Olives, bad-mannered people, and as of yesterday, the A48 to Newport!
I did all the right things to make sure my foot and ankle would be OK for the next day’s walking.
I put ice on it, slept with it raised up.
But when I got up my foot was very sore.
Mum put a protective dressing on it, and I used one of my knee supports on my ankle.
We started off at the Chepstow garden centre – and for the first two or three miles my foot was fine, I didn’t feel much pain at all.
However when we got on to the A48 cycle path things became incredibly difficult.
It was incredibly overgrown, muddy, very uneven and quite narrow.
I mentioned in a previous post how psychologically draining it is to listen to instructions, try and think about where you’re walking plus coping with the endless streams of vehicles zooming by.
Yesterday I had that to cope with as well as my ankle, which was certainly telling me that what I was doing was stupid and I should stop now!!
Then, as if things weren’t irksome enough for me, I tripped over a bump in a road.
Now, I like to think I’m quite a strong feisty person who can cope with most things – but that was the thing which almost finished me off.
I stopped on the side of the road and gave way to the frustration and emotion I’d been trying to control.

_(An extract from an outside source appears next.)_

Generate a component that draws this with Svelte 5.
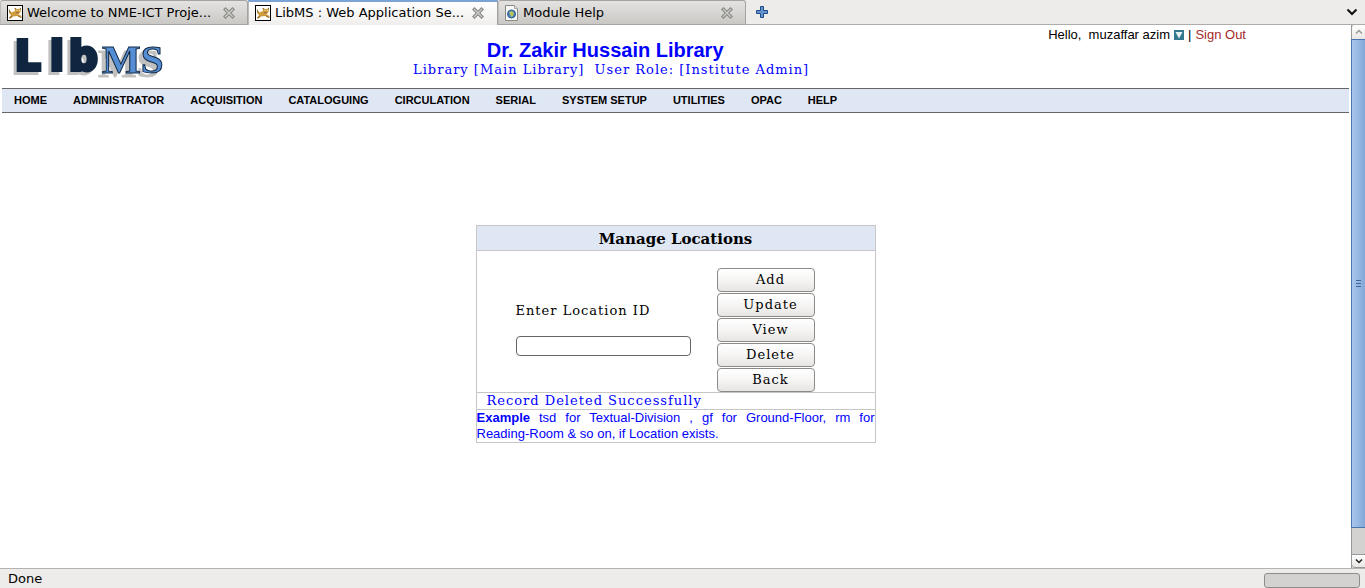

After a little cry – and a whinge about the “Stupid roads!” I carried on.
Frank was an absolute star.
I felt quite embarrassed as we had two other walkers with us.
Rob, the treasurer of the long distance walkers association for South Wales, and Pete, who’d been training with me for the walk but they were all very kind and reassured me things would get better.
We stopped for lunch then carried on.
Towards the end of the day the sun came out and things became even tougher.
I remember thinking:
“I hope John’s owner knows how difficult today was, and just how much energy, both physical and mental I’d used on this day!”
I thought about Dad, who I am going to name a puppy after.
I cried again!
I watch marathon runners and sports people on TV and have never appreciated just how hard they have to push to finish a task.
Now I know I’m not that standard, but it’s very similar, you can’t just sit down on the side of the road and say:
“I’m not doing it anymore!”
Well, some might – but I didn’t.
I remember the lovely Len Goodman saying to a contestant on Strictly once:
“Winners never quit and quitters never win!”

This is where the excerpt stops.